The song's celebration of shared experience, of the people you meet on the road, the bonds formed in transit, the sense of belonging to a mobile tribe, resonated with listeners who had found in the Dead's concerts something that conventional social structures were not providing. For many in the early 1970s, the dominant structures, government, family, religious institutions, had been severely delegitimized by the events of the previous decade. The Dead's touring community offered an alternative: provisional, voluntary, and organized around music rather than obligation.
The Road as Counter-Cultural Space
In 1971, "the road" carried specific cultural weight. Jack Kerouac's On the Road had made it a symbol of freedom and authentic experience in the late 1950s, and that resonance had only deepened through the 1960s as hitchhiking, VW vans, and festival culture gave the idea a lived reality for a generation. Truckin' participated in that mythology while grounding it in the particular reality of the Dead's experience, touring not as romantic adventure but as actual profession, with the attendant exhaustions and complications.
That grounding gave the song a credibility that more purely romantic treatments of the subject lacked. The acknowledgment of difficulty alongside celebration made the pro-road stance feel honest rather than naive, earned rather than posed. Listeners who had done any serious traveling recognized the emotional truth of a song that held both the pleasure and the cost without pretending the latter didn't exist.

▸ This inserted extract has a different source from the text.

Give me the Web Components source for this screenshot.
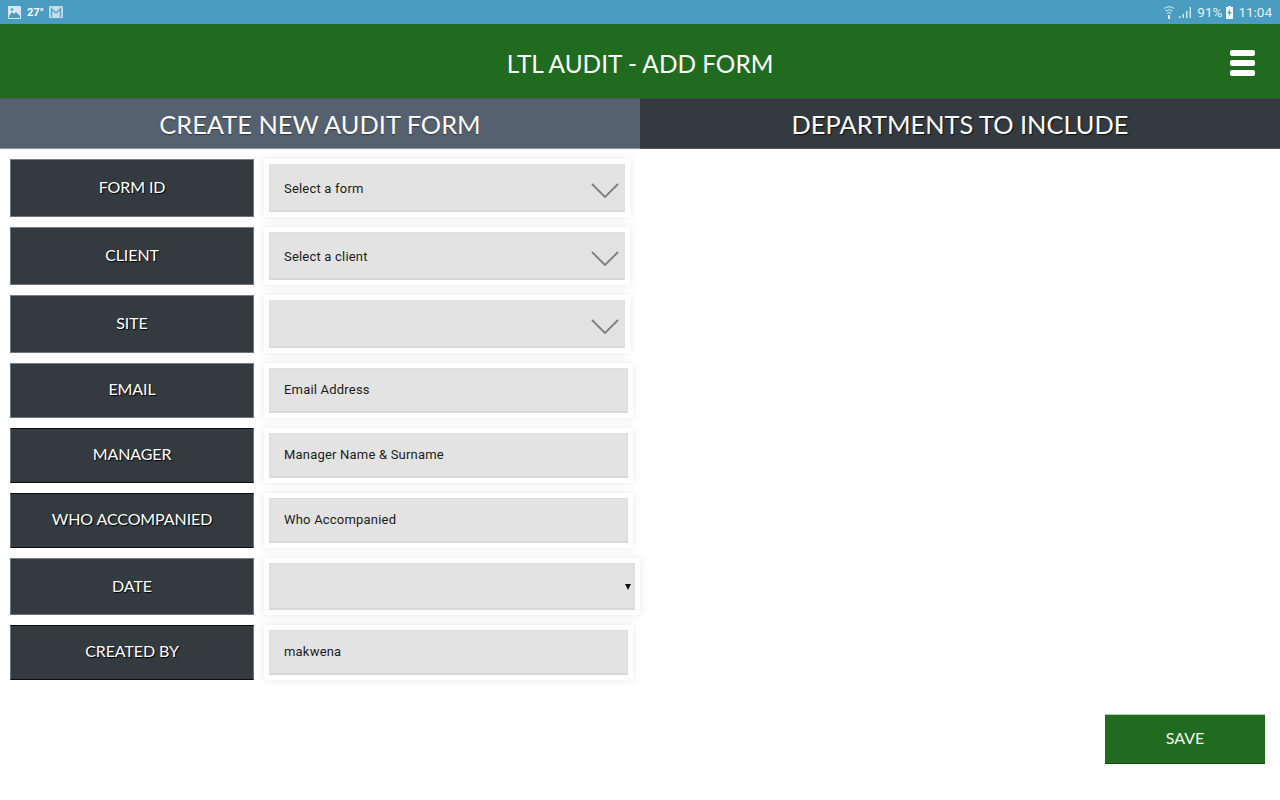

Cultural and Historical Resonance
The Library of Congress's decision to preserve Truckin' in the National Recording Registry reflects a critical consensus that the song captured something significant about its moment. The early 1970s was a period when American society was actively debating what kinds of lives were legitimate, what structures deserved loyalty, and what freedom actually meant in practice. The song's answer, provisional and musical rather than programmatic, was that a life built around a shared love of music and the willingness to keep moving was as valid as any other, and perhaps more honest than most. That answer still resonates.